What's the best practice of mass Linux system deployment?

If you are trying to install 500 Linux system through network installation at the same time, the bottleneck would be the NFS/HTTP/FTP or whatever server holds files you need for installation.

IMO, this can only be solved by adding more installation servers and then round-robin them.

Is there any better solution to this problem? Something like "P2P Linux installation"?

UPDATE: I need to describe my situation more specificly. Currently I'm deploying RHEL using kickstart+NFS. When I try to deploy 500 RHEL concurrently, the NFS server will have a huge traffic and makes every install process slow. Setting up more NFS servers is a solution but I don't think it's a good one.


Solution 1:

This is usually where Multicast imaging comes along. Something like Clonezilla or ghost supports sending the data multicast which would let you push out the image to all 500 systems at once at basically the same speed as pushing the image out to 1 system.

Solution 2:

The Avalanche installer of the rocks linux cluster distro, is bittorrent based and scales nicely. It also takes you from PXE boot to running system. Although, you're tied to using rocks (CentOS based) and doing things the rocks way.

Solution 3:

SystemImager can also use bit-torrent for faster mass deployment.

Solution 4:

I would not use multicast because this makes things more complicated.
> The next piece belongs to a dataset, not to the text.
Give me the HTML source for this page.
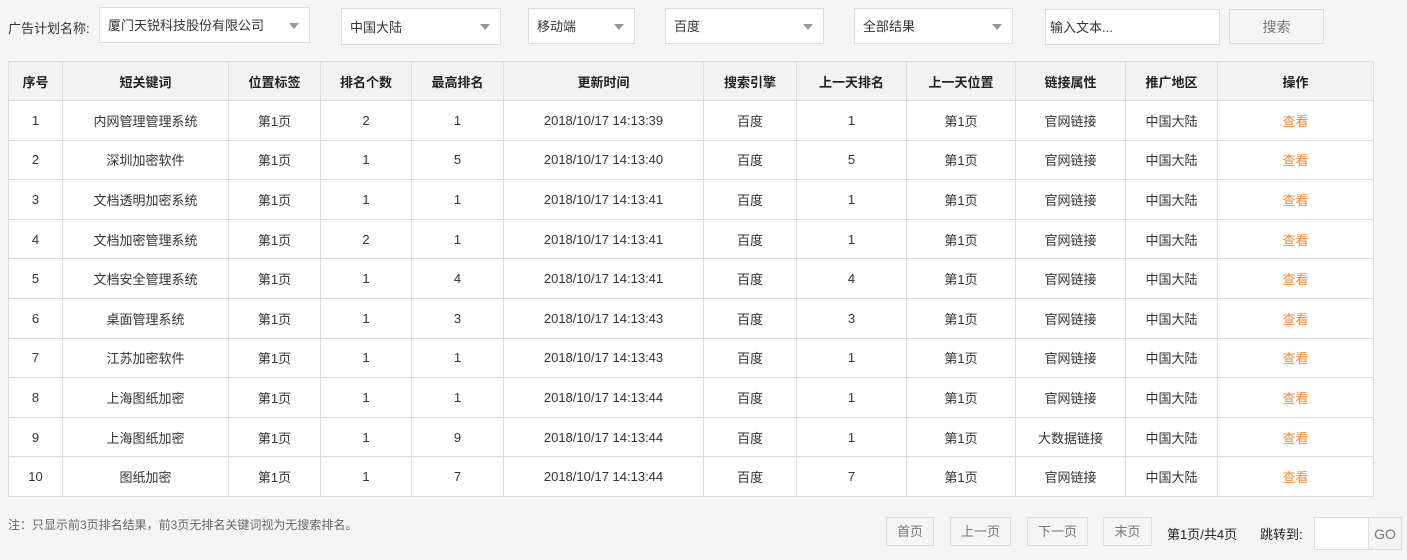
<!DOCTYPE html>
<html><head><meta charset="utf-8"><style>
*{box-sizing:border-box;margin:0;padding:0}
body{width:1407px;height:560px;background:#f5f5f5;font-family:"Liberation Sans","Noto Sans CJK SC",sans-serif;font-size:13px;color:#333;position:relative;overflow:hidden}
.a{position:absolute}
.sel{position:absolute;background:#fff;border:1px solid #ddd;padding-left:8px;line-height:36px;font-size:13px;color:#333}
.sel:after{content:"";position:absolute;right:10px;top:15px;border-left:5px solid transparent;border-right:5px solid transparent;border-top:6px solid #999}
table{position:absolute;left:8px;top:61px;border-collapse:collapse;background:#fff;table-layout:fixed}
td,th{border:1px solid #ddd;text-align:center;height:39.6px;font-size:13px}
th{background:#f2f2f2;font-weight:bold;color:#222;height:39px}
.o{color:#f08a3c}
.btn{position:absolute;border:1px solid #ddd;background:#f5f5f5;color:#777;text-align:center;font-size:13px}
</style></head><body>
<div class="a" style="left:8px;top:18px">广告计划名称:</div>
<div class="sel" style="left:99px;top:7px;width:211px;height:36px">厦门天锐科技股份有限公司</div>
<div class="sel" style="left:341px;top:8px;width:160px;height:37px;line-height:38px">中国大陆</div>
<div class="sel" style="left:528px;top:8px;width:107px;height:36px">移动端</div>
<div class="sel" style="left:665px;top:8px;width:159px;height:36px">百度</div>
<div class="sel" style="left:854px;top:8px;width:159px;height:36px">全部结果</div>
<div class="a" style="left:1045px;top:9px;width:175px;height:36px;background:#fff;border:1px solid #ddd;line-height:36px;padding-left:4px">输入文本...</div>
<div class="btn" style="left:1229px;top:9px;width:95px;height:35px;line-height:35px;font-size:14px">搜索</div>
<table>
<colgroup><col style="width:54px"><col style="width:166px"><col style="width:92px"><col style="width:91px"><col style="width:92px"><col style="width:200px"><col style="width:93px"><col style="width:110px"><col style="width:109px"><col style="width:110px"><col style="width:92px"><col style="width:156px"></colgroup>
<tr><th>序号</th><th>短关键词</th><th>位置标签</th><th>排名个数</th><th>最高排名</th><th>更新时间</th><th>搜索引擎</th><th>上一天排名</th><th>上一天位置</th><th>链接属性</th><th>推广地区</th><th>操作</th></tr>
<tr><td>1</td><td>内网管理管理系统</td><td>第1页</td><td>2</td><td>1</td><td>2018/10/17 14:13:39</td><td>百度</td><td>1</td><td>第1页</td><td>官网链接</td><td>中国大陆</td><td class="o">查看</td></tr>
<tr><td>2</td><td>深圳加密软件</td><td>第1页</td><td>1</td><td>5</td><td>2018/10/17 14:13:40</td><td>百度</td><td>5</td><td>第1页</td><td>官网链接</td><td>中国大陆</td><td class="o">查看</td></tr>
<tr><td>3</td><td>文档透明加密系统</td><td>第1页</td><td>1</td><td>1</td><td>2018/10/17 14:13:41</td><td>百度</td><td>1</td><td>第1页</td><td>官网链接</td><td>中国大陆</td><td class="o">查看</td></tr>
<tr><td>4</td><td>文档加密管理系统</td><td>第1页</td><td>2</td><td>1</td><td>2018/10/17 14:13:41</td><td>百度</td><td>1</td><td>第1页</td><td>官网链接</td><td>中国大陆</td><td class="o">查看</td></tr>
<tr><td>5</td><td>文档安全管理系统</td><td>第1页</td><td>1</td><td>4</td><td>2018/10/17 14:13:41</td><td>百度</td><td>4</td><td>第1页</td><td>官网链接</td><td>中国大陆</td><td class="o">查看</td></tr>
<tr><td>6</td><td>桌面管理系统</td><td>第1页</td><td>1</td><td>3</td><td>2018/10/17 14:13:43</td><td>百度</td><td>3</td><td>第1页</td><td>官网链接</td><td>中国大陆</td><td class="o">查看</td></tr>
<tr><td>7</td><td>江苏加密软件</td><td>第1页</td><td>1</td><td>1</td><td>2018/10/17 14:13:43</td><td>百度</td><td>1</td><td>第1页</td><td>官网链接</td><td>中国大陆</td><td class="o">查看</td></tr>
<tr><td>8</td><td>上海图纸加密</td><td>第1页</td><td>1</td><td>1</td><td>2018/10/17 14:13:44</td><td>百度</td><td>1</td><td>第1页</td><td>官网链接</td><td>中国大陆</td><td class="o">查看</td></tr>
<tr><td>9</td><td>上海图纸加密</td><td>第1页</td><td>1</td><td>9</td><td>2018/10/17 14:13:44</td><td>百度</td><td>1</td><td>第1页</td><td>大数据链接</td><td>中国大陆</td><td class="o">查看</td></tr>
<tr><td>10</td><td>图纸加密</td><td>第1页</td><td>1</td><td>7</td><td>2018/10/17 14:13:44</td><td>百度</td><td>7</td><td>第1页</td><td>官网链接</td><td>中国大陆</td><td class="o">查看</td></tr>
</table>
<div class="a" style="left:8px;top:516px;font-size:12px;color:#666">注：只显示前3页排名结果，前3页无排名关键词视为无搜索排名。</div>
<div class="btn" style="left:886px;top:517px;width:48px;height:29px;line-height:28px">首页</div>
<div class="btn" style="left:950px;top:517px;width:61px;height:29px;line-height:28px">上一页</div>
<div class="btn" style="left:1027px;top:517px;width:61px;height:29px;line-height:28px">下一页</div>
<div class="btn" style="left:1103px;top:517px;width:49px;height:29px;line-height:28px">末页</div>
<div class="a" style="left:1167px;top:524px;color:#222">第1页/共4页</div>
<div class="a" style="left:1260px;top:524px;color:#222">跳转到:</div>
<div class="a" style="left:1314px;top:517px;width:55px;height:33px;background:#fff;border:1px solid #ddd"></div>
<div class="btn" style="left:1368px;top:517px;width:34px;height:33px;line-height:33px;font-size:14px">GO</div>
</body></html>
First, try to minimise NFS traffic, that means get the packages you need to install via HTTP. If your web server for the package repository gets overloaded, use two of them and distribute the load by assigning different servers to each client (for example ip address modulo 2).

Your NFS server may be faster if more nfsd daemons will be startet. Often only 8 of them are started.

I just measured the traffic of an Debian installation (via PXE, NFS, HTTP) using FAI. When installing 4.2GB of software, 1.3 GB of HTTP (all the packages) and 100MB NFS traffic (the nfsroot during installation) were send over the network. This was for one install client. So I guess reducing the NFS traffic and distributing the HTTP traffic will help a lot.

A 10 GB NIC in your server or bonding serveral NIC's would also help. And, I think it's not need to install all the machine at the same time, but more in a short time frame.

But anyway, first you have to analyse what your bottleneck will be. So make some tests unsig 20 machines for e.g.